いつものように屋村(阿部サダヲ)がちゃかすように声をかけるが、「大丈夫ですよ。絶望の隣は希望」と、寛の言葉をよりどころとして力なく微笑む。しかし、そんな寛の〝名言〟をかき消すかのように、
「ホントの絶望はこんなもんじゃないよ」
と、日頃の軽いヤムおんちゃんの顔とは違うシリアスな言葉を投げかける。

嵩の甘えに対して厳しいようでもあるが、これが屋村なりのやさしさでもあるように感じる。作中でも少しずつ屋村の過去、心の奥底に抱える絶望のようなものは匂わされているが、そんな屋村にも、転機が訪れる。

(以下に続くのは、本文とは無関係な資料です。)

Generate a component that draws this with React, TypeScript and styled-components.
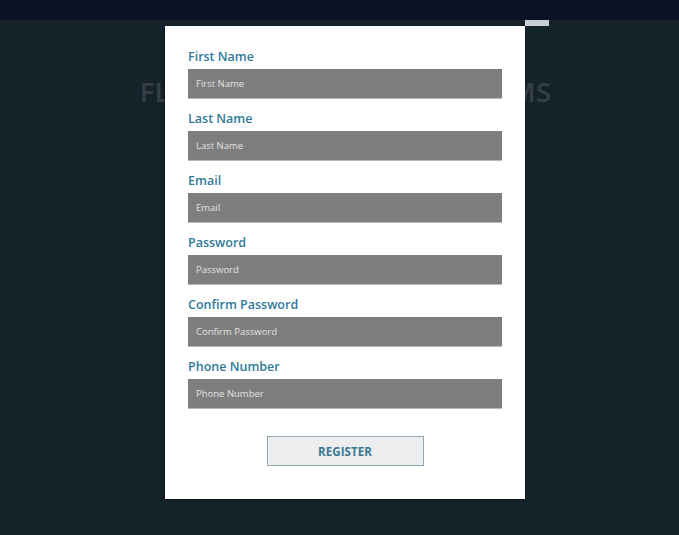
import React from "react";
import styled, { createGlobalStyle } from "styled-components";

const Global = createGlobalStyle`
  html, body { margin: 0; padding: 0; background: #14222a; }
  body { font-family: "Open Sans", "Liberation Sans", sans-serif; }
  * { box-sizing: border-box; }
`;

const Page = styled.div`
  width: 679px;
  height: 535px;
  background: #14222a;
  position: relative;
  overflow: hidden;
`;

const TopBar = styled.div`
  height: 20px;
  background: #0b1226;
`;

const Hero = styled.h1`
  margin: 0;
  padding: 53px 0 0 12px;
  text-align: center;
  font-family: "Open Sans", "Liberation Sans", sans-serif;
  font-weight: 600;
  font-size: 27.5px;
  letter-spacing: 0.3px;
  color: #363f45;
  white-space: nowrap;
`;

const Modal = styled.div`
  position: absolute;
  top: 26px;
  left: 165px;
  width: 360px;
  height: 473px;
  background: #ffffff;
  padding: 21px 23px 0 23px;
  display: flex;
  flex-direction: column;
  box-shadow: -1px 1px 2px rgba(0, 0, 0, 0.4);
`;

const CloseTab = styled.div`
  position: absolute;
  top: -6px;
  right: -24px;
  width: 24px;
  height: 6px;
  background: #c9cdd8;
`;

const Form = styled.form`
  display: flex;
  flex-direction: column;
  gap: 10px;
`;

const Field = styled.div`
  display: flex;
  flex-direction: column;
  gap: 3px;
`;

const Label = styled.label`
  font-size: 12.5px;
  line-height: 19px;
  font-weight: 600;
  color: #2f7a98;
`;

const Input = styled.input`
  width: 314px;
  height: 30px;
  border: none;
  border-bottom: 1px solid #b9b9b9;
  background: #7e7e7e;
  padding: 0 8px;
  font-family: "Open Sans", "Liberation Sans", sans-serif;
  font-size: 9.5px;
  color: #f0f0f0;
  outline: none;
  &::placeholder { color: #e2e2e2; }
`;

const ButtonRow = styled.div`
  display: flex;
  justify-content: center;
  margin-top: 17px;
`;

const Button = styled.button`
  width: 157px;
  height: 30px;
  background: #eceef0;
  border: 1px solid #93a8b0;
  font-family: "Open Sans", "Liberation Sans", sans-serif;
  font-size: 11.5px;
  font-weight: 700;
  color: #3a7891;
  letter-spacing: 0.1px;
`;

const fields = [
  "First Name",
  "Last Name",
  "Email",
  "Password",
  "Confirm Password",
  "Phone Number",
];

export default function App() {
  return (
    <Page>
      <Global />
      <TopBar />
      <Hero>FLAT MODAL REGISTER FORMS</Hero>
      <Modal>
        <CloseTab />
        <Form onSubmit={(e) => e.preventDefault()}>
          {fields.map((f) => (
            <Field key={f}>
              <Label>{f}</Label>
              <Input
                placeholder={f}
                type={f.includes("Password") ? "password" : "text"}
              />
            </Field>
          ))}
          <ButtonRow>
            <Button type="submit">REGISTER</Button>
          </ButtonRow>
        </Form>
      </Modal>
    </Page>
  );
}
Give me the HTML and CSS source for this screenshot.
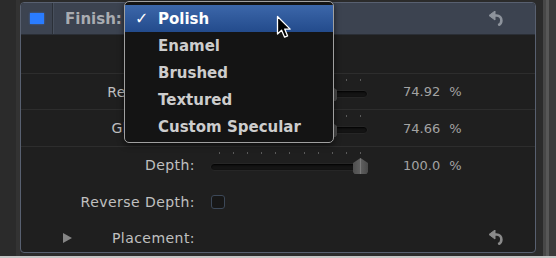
FILE: index.html
```html
<!DOCTYPE html>
<html>
<head>
<meta charset="utf-8">
<link rel="stylesheet" href="styles.css">
</head>
<body>
<div class="screen">
  <div class="main">
    <div class="gutter-l"></div>
    <div class="panel">
      <div class="header">
        <div class="swatch-cell"><span class="swatch"></span></div>
        <span class="title">Finish:</span>
        <svg class="reset reset-head" viewBox="0 0 14 15" width="14" height="15"><polygon points="0,4.5 6,0 6,9"/><path d="M5 4.5 H7.5 C10.5 4.5 12.4 6.6 12.4 9.4 C12.4 11.8 11.2 13.4 9.2 14.3"/></svg>
      </div>
      <div class="row row-empty line"></div>
      <div class="row row-36 line">
        <div class="label">Reflectivity:</div>
        <div class="slider"><div class="ticks"><i></i><i></i><i></i><i></i><i></i><i></i><i></i><i></i><i></i><i></i><i></i></div><div class="track"></div><div class="thumb" style="left: 112px"></div></div>
        <div class="value">74.92<span class="unit">%</span></div>
      </div>
      <div class="row row-37 line">
        <div class="label">Glossiness:</div>
        <div class="slider"><div class="ticks"><i></i><i></i><i></i><i></i><i></i><i></i><i></i><i></i><i></i><i></i><i></i></div><div class="track"></div><div class="thumb" style="left: 112px"></div></div>
        <div class="value">74.66<span class="unit">%</span></div>
      </div>
      <div class="row row-36">
        <div class="label">Depth:</div>
        <div class="slider"><div class="ticks"><i></i><i></i><i></i><i></i><i></i><i></i><i></i><i></i><i></i><i></i><i></i></div><div class="track"></div><div class="thumb" style="left: 143px"></div></div>
        <div class="value">100.0<span class="unit">%</span></div>
      </div>
      <div class="row row-37">
        <div class="label">Reverse Depth:</div>
        <div class="check-cell"><span class="checkbox"></span></div>
        <div></div>
      </div>
      <div class="row row-last">
        <div class="label label-disc"><span class="disc"></span><span>Placement:</span></div>
        <div></div>
        <div class="reset-cell"><svg class="reset" viewBox="0 0 14 15" width="14" height="15"><polygon points="0,4.5 6,0 6,9"/><path d="M5 4.5 H7.5 C10.5 4.5 12.4 6.6 12.4 9.4 C12.4 11.8 11.2 13.4 9.2 14.3"/></svg></div>
      </div>
    </div>
    <div class="gutter-r"><span class="s1"></span><span class="s2"></span><span class="s3"></span><span class="s4"></span></div>
  </div>
  <div class="bottom-strip"></div>

  <div class="menu">
    <div class="item selected"><span class="check">✓</span>Polish</div>
    <div class="item"><span class="check"></span>Enamel</div>
    <div class="item"><span class="check"></span>Brushed</div>
    <div class="item"><span class="check"></span>Textured</div>
    <div class="item"><span class="check"></span>Custom Specular</div>
  </div>

  <svg class="cursor" viewBox="0 0 17 25" width="17" height="25"><path d="M1.5 1.5 L1.5 19 L5.6 15.2 L8.6 22.2 L11.6 20.9 L8.7 14.1 L14.2 14.1 Z"/></svg>
</div>
</body>
</html>
```

FILE: styles.css
```css
* { box-sizing: border-box; }

body {
  margin: 0;
  width: 556px;
  height: 258px;
  overflow: hidden;
  background: #2b2b2b;
  font-family: "DejaVu Sans", "Liberation Sans", sans-serif;
}

.screen {
  position: relative;
  width: 556px;
  height: 258px;
  display: flex;
  flex-direction: column;
}

.main {
  display: flex;
  height: 256px;
}

.gutter-l {
  width: 20px;
  background: #2b2b2b;
  border-right: 4px solid #333333;
}

.panel {
  flex: 0 0 516px;
  margin-top: 2px;
  height: 251px;
  border: 1px solid #586070;
  border-radius: 4px;
  background: #1f1f1f;
  overflow: hidden;
  display: flex;
  flex-direction: column;
}

.gutter-r {
  flex: 1;
  display: flex;
}
.gutter-r .s1 { width: 7px; background: #2b2b2b; }
.gutter-r .s2 { width: 3px; background: #474747; }
.gutter-r .s3 { width: 3px; background: #575757; }
.gutter-r .s4 { flex: 1; background: #3b3b3b; }

.bottom-strip {
  height: 2px;
  background: #c6c6c6;
}

/* header */
.header {
  height: 32px;
  flex: 0 0 32px;
  background: #3c4350;
  border-bottom: 1px solid #2a2e35;
  display: flex;
  align-items: center;
}
.swatch-cell {
  width: 32px;
  height: 100%;
  border-right: 1px solid #2b3038;
  box-shadow: 1px 0 0 #48505d;
  display: flex;
  align-items: center;
  padding-left: 9px;
}
.swatch {
  width: 14px;
  height: 11px;
  background: #2a7cff;
  box-shadow: 0 0 2px rgba(60, 130, 255, 0.6);
}
.title {
  margin-left: 12px;
  font-size: 15px;
  font-weight: bold;
  color: #a9acb1;
}
.reset {
  display: block;
  fill: #8a8a8a;
  stroke: #8a8a8a;
}
.reset path {
  fill: none;
  stroke-width: 2.6;
}
.reset-head {
  margin-left: auto;
  margin-right: 32px;
  fill: #8d939c;
  stroke: #8d939c;
}

/* rows */
.row {
  display: grid;
  grid-template-columns: 174px 158px 1fr;
  column-gap: 15px;
  align-items: center;
}
.row.line { border-bottom: 1px solid #2d2d2d; }
.row-empty { flex: 0 0 39px; }
.row-36 { flex: 0 0 36px; }
.row-37 { flex: 0 0 37px; }
.row-last { flex: 1; padding-top: 3px; }

.label {
  text-align: right;
  font-size: 14px;
  letter-spacing: 0.45px;
  color: #c0c0c0;
  white-space: nowrap;
}
.label-disc {
  display: flex;
  align-items: center;
  justify-content: space-between;
  padding-left: 42px;
}
.disc {
  width: 0;
  height: 0;
  border-top: 5px solid transparent;
  border-bottom: 5px solid transparent;
  border-left: 9px solid #858585;
}

.slider {
  position: relative;
  align-self: start;
  padding-top: 5px;
  height: 27px;
}
.ticks {
  display: flex;
  justify-content: space-between;
  padding: 0 7px 0 9px;
  height: 2px;
}
.ticks i {
  width: 1px;
  height: 2px;
  background: #5a5a5a;
}
.track {
  margin-top: 9px;
  height: 8px;
  border-radius: 4px;
  background: #141414;
  border: 1px solid #262626;
  box-shadow: inset 0 1px 2px #000;
}
.thumb {
  position: absolute;
  top: 11px;
  width: 15px;
  height: 16px;
  background: linear-gradient(to right, #4e4e4e 0, #5e5e5e 45%, #7a7a7a 50%, #5e5e5e 55%, #4a4a4a 100%);
  clip-path: polygon(50% 0, 100% 32%, 100% 88%, 90% 100%, 10% 100%, 0 88%, 0 32%);
}

.value {
  padding-left: 20px;
  font-size: 13px;
  color: #a3a3a3;
  white-space: nowrap;
}
.unit { margin-left: 9px; }

.check-cell { display: flex; }
.checkbox {
  margin-left: 1px;
  width: 14px;
  height: 14px;
  border: 1px solid #3c4858;
  border-radius: 3px;
  background: #171717;
}

.reset-cell {
  display: flex;
  justify-content: flex-end;
  padding-right: 32px;
}

/* popup menu */
.menu {
  position: absolute;
  left: 124px;
  top: 1px;
  width: 210px;
  height: 142px;
  border: 1px solid #a0a0a0;
  border-radius: 5px;
  background: #141414;
  padding: 3px 0;
  box-shadow: 0 2px 6px rgba(0, 0, 0, 0.6);
}
.item {
  display: flex;
  align-items: center;
  height: 27px;
  padding-left: 10px;
  font-size: 15px;
  font-weight: bold;
  color: #cdcdcd;
  white-space: nowrap;
}
.item.selected {
  background: linear-gradient(#3c67aa, #234b8c);
  color: #ffffff;
}
.check {
  width: 23px;
  font-size: 16px;
}

.cursor {
  position: absolute;
  left: 276px;
  top: 15px;
}
.cursor path {
  fill: #000;
  stroke: #fff;
  stroke-width: 1.3;
  stroke-linejoin: round;
}
```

【あんぱん】寛(竹野内豊)、屋村(阿部サダヲ)、嵩にとってはのぶ…いわゆる〝ロス〟がまとめて降りかかってきた(画像4)

「あんぱん」第43回より(C)NHK

戦局はますます混迷し、市民の日常にも影響がいっそう強く及んでいく。そんななか、朝田家に、軍への乾パンの注文が舞い込む。大きなビジネスチャンスに喜ぶ釜次(吉田鋼太郎)、豪の戦死なども経験し戦時体制に疑問を抱くものの、〝愛国の鑑〟と呼ばれ子供たちへの愛国教育につとめるのぶ。その一方で、肝心の屋村はそれを拒絶する。何を体験したのかはわからないが、自分の手で結果的に戦争に加担することになるものを作ることはできない。屋村にとっての戦争観、複雑な心境がその態度で直球で表現される。

羽多子はその思いを受け入れてあげようとするが、朝田パンは反体制のような扱いを受けることになってしまう。釜次は屋村に土下座し、いろいろな思いがあるだろうが、こらえてほしいと乾パンづくりを願いでる。釜次が頭を下げるという行動も、相当なものである。

あまりにも複雑な思いでの決断となったのかもしれない。翌日、朝田パンに乾パンの材料が届く。不思議がる朝田家の面々の前に屋村が現れ、乾パンを焼き始める。屋村が受け入れてくれたことで朝田家が安堵の空気に包まれる。

【あんぱん】寛(竹野内豊)、屋村(阿部サダヲ)、嵩にとってはのぶ…いわゆる〝ロス〟がまとめて降りかかってきた(画像5)

「あんぱん」第45回より(C)NHK

しかし、自分の気持ちを封印したうえでの行動で、自分のここでの役割はここまでと言わんばかりに、そのまま屋村は町を出ていってしまった。「止めんと!」と、いつものことながら察しの悪いのぶに、屋村の苦渋を誰よりも知っての上で頭を下げた釜次は黙っていかせてあげろと屋村の気持ちに最大限の感謝と理解、そして敬意を込めてその背中を黙って見送るのだった。

寛、屋村、そして嵩にとってはのぶ……いわゆる〝ロス〟がまとめて降りかかってきた今週。次週からの展開はどうなるのか。嵩のもとにもいよいよ戦争の影が近づく。何を見て、何を感じていくのか。気になるところだ。